▶ Data segment
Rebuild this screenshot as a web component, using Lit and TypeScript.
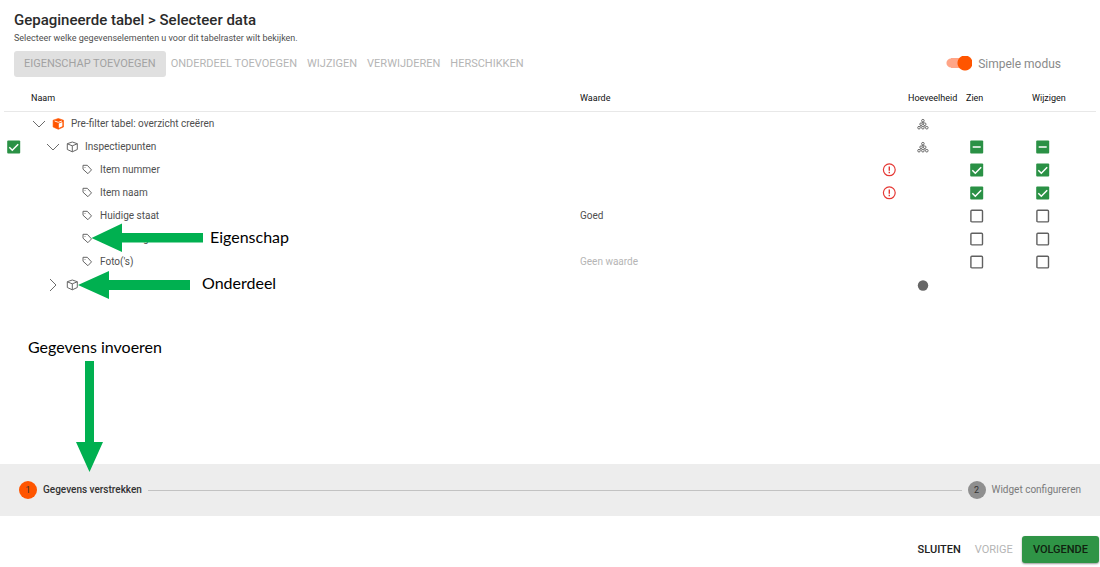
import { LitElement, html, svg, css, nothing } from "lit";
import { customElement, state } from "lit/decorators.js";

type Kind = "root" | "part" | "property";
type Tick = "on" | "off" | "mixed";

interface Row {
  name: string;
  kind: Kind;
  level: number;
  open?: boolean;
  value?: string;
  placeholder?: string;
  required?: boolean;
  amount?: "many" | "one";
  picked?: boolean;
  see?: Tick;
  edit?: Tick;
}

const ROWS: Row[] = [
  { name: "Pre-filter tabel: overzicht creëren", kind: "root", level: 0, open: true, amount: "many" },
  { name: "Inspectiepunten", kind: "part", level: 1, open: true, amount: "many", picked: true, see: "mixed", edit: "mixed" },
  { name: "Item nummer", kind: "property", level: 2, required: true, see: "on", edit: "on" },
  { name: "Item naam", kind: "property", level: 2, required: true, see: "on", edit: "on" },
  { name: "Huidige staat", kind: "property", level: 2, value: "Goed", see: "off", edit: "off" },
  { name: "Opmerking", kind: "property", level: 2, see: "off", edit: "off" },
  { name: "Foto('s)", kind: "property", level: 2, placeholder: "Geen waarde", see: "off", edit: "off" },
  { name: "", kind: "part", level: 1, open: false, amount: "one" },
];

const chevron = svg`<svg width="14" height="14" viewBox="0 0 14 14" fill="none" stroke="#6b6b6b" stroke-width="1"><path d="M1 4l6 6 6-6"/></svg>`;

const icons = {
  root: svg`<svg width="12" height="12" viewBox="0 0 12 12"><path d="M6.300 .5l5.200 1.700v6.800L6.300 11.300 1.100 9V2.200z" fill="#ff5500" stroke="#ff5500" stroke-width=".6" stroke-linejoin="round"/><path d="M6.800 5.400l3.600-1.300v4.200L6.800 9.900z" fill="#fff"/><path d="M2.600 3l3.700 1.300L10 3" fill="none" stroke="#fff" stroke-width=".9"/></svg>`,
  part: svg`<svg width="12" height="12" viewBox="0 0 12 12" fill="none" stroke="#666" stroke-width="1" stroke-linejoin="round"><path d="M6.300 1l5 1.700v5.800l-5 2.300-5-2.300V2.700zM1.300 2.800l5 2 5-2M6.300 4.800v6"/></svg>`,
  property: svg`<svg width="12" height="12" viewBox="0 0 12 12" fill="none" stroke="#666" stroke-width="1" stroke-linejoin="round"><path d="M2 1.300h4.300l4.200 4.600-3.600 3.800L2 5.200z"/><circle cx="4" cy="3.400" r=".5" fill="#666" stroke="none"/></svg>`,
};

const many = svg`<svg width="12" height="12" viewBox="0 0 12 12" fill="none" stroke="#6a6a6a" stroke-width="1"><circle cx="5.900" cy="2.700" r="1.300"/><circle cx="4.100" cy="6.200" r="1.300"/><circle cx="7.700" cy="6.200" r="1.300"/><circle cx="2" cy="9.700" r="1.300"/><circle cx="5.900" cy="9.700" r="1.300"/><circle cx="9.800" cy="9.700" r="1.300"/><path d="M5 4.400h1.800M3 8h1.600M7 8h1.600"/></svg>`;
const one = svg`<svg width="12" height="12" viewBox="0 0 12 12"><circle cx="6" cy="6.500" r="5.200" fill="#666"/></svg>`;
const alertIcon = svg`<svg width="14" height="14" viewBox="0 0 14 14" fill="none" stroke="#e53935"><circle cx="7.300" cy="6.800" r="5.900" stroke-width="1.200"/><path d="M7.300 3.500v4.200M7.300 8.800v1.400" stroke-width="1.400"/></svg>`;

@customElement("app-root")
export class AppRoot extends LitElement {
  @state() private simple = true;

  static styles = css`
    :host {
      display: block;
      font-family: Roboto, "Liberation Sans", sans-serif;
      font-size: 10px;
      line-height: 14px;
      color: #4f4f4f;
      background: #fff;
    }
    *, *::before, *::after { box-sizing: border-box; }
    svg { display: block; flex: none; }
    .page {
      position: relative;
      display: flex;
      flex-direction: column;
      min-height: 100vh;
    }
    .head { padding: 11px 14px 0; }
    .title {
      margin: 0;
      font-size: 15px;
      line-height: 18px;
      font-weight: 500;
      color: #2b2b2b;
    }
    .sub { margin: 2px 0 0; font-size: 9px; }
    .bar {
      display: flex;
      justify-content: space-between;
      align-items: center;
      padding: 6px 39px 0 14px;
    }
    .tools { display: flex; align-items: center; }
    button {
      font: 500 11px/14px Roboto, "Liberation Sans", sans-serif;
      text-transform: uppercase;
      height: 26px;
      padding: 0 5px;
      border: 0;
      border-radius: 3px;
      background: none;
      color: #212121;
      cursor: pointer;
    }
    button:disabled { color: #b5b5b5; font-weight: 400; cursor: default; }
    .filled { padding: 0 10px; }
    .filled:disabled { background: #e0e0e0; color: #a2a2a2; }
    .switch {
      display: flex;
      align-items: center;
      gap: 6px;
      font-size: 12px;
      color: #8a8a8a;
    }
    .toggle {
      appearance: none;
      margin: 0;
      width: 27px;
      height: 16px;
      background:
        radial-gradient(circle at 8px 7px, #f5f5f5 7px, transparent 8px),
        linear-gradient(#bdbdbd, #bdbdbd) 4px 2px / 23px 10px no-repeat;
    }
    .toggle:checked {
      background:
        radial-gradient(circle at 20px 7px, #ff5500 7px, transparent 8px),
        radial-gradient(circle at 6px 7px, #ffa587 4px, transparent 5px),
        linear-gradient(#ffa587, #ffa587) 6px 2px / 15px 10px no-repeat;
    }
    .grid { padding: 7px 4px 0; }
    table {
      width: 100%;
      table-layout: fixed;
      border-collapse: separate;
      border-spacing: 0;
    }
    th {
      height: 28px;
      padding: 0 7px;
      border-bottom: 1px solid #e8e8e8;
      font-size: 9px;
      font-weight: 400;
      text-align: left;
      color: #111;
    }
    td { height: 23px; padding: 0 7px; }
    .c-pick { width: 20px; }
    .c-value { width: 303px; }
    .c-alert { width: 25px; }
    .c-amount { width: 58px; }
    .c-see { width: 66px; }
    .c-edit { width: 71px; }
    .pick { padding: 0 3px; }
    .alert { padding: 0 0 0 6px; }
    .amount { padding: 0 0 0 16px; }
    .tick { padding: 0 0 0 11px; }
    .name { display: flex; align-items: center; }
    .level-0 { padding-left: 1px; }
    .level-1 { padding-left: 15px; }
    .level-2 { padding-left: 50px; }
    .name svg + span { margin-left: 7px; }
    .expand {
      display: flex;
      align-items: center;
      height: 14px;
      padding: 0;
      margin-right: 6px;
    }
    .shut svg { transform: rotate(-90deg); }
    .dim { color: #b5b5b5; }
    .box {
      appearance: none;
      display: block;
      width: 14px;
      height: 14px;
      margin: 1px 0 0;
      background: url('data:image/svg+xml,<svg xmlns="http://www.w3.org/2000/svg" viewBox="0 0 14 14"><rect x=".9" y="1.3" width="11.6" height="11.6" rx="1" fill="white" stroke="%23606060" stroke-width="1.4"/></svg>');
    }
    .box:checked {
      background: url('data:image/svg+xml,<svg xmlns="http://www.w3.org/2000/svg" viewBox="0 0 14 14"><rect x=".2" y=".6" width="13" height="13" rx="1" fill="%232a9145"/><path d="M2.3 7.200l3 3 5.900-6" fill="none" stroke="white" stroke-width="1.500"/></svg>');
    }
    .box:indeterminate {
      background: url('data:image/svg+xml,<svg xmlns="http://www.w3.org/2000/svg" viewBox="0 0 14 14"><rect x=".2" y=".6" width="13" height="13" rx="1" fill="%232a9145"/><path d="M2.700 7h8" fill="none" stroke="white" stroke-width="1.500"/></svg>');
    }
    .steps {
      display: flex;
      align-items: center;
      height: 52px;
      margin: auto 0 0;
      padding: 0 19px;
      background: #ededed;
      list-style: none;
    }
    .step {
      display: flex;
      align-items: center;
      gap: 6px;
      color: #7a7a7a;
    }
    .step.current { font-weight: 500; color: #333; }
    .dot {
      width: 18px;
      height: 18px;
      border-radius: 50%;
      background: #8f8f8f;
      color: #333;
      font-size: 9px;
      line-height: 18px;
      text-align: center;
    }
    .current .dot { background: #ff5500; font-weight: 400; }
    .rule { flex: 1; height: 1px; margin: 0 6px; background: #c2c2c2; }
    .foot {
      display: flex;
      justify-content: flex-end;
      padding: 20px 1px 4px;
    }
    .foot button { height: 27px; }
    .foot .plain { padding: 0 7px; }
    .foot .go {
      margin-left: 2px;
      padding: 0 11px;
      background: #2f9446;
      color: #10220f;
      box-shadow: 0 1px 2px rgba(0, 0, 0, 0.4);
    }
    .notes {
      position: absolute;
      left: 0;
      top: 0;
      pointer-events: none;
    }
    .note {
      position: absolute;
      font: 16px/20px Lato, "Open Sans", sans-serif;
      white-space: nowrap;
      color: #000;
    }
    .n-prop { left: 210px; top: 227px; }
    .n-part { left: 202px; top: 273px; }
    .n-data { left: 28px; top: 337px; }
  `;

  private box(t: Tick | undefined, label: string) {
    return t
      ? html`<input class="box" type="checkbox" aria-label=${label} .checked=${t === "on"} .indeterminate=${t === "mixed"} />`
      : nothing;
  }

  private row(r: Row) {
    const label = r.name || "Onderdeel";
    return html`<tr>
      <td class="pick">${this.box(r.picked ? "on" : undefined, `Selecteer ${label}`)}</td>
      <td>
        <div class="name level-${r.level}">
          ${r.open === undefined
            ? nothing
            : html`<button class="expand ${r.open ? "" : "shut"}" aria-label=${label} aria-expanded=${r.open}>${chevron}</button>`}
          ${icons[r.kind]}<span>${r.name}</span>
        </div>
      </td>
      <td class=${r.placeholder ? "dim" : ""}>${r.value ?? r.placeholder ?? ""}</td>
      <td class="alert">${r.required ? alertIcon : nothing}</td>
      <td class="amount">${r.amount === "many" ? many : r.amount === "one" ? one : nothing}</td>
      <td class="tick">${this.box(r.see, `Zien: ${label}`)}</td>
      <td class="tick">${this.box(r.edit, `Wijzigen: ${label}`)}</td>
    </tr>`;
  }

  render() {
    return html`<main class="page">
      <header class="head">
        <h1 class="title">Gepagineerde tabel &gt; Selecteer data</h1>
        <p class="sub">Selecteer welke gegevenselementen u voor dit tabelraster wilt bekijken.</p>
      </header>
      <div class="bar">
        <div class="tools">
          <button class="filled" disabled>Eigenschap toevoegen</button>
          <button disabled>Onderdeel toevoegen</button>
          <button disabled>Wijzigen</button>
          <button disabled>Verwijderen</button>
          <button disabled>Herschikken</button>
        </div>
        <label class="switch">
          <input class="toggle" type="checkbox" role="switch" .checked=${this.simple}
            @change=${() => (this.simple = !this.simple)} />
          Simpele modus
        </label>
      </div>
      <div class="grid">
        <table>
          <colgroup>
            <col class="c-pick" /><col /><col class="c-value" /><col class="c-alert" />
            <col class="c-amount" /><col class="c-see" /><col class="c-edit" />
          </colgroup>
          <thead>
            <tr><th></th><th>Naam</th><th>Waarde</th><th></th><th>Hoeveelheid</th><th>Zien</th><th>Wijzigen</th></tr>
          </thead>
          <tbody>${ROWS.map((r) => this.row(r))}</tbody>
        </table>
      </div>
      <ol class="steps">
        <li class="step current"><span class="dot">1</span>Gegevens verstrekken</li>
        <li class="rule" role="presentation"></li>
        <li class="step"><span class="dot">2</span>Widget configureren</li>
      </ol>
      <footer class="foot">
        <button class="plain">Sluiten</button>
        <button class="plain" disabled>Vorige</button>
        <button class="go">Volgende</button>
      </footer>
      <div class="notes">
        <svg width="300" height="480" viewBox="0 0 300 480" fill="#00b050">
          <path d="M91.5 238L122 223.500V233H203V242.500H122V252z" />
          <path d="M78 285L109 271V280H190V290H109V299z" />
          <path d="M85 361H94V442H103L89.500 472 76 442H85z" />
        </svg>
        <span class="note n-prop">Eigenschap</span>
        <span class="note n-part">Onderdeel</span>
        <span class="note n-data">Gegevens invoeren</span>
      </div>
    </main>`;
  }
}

▶ What the exercise asks
Find the lines holding "this" and list every one.

▶ Complete output
Rebuild this screenshot as a web component, using Lit and TypeScript.
      <td class="pick">${this.box(r.picked ? "on" : undefined, `Selecteer ${label}`)}</td>
      <td class="tick">${this.box(r.see, `Zien: ${label}`)}</td>
      <td class="tick">${this.box(r.edit, `Wijzigen: ${label}`)}</td>
          <input class="toggle" type="checkbox" role="switch" .checked=${this.simple}
            @change=${() => (this.simple = !this.simple)} />
          <tbody>${ROWS.map((r) => this.row(r))}</tbody>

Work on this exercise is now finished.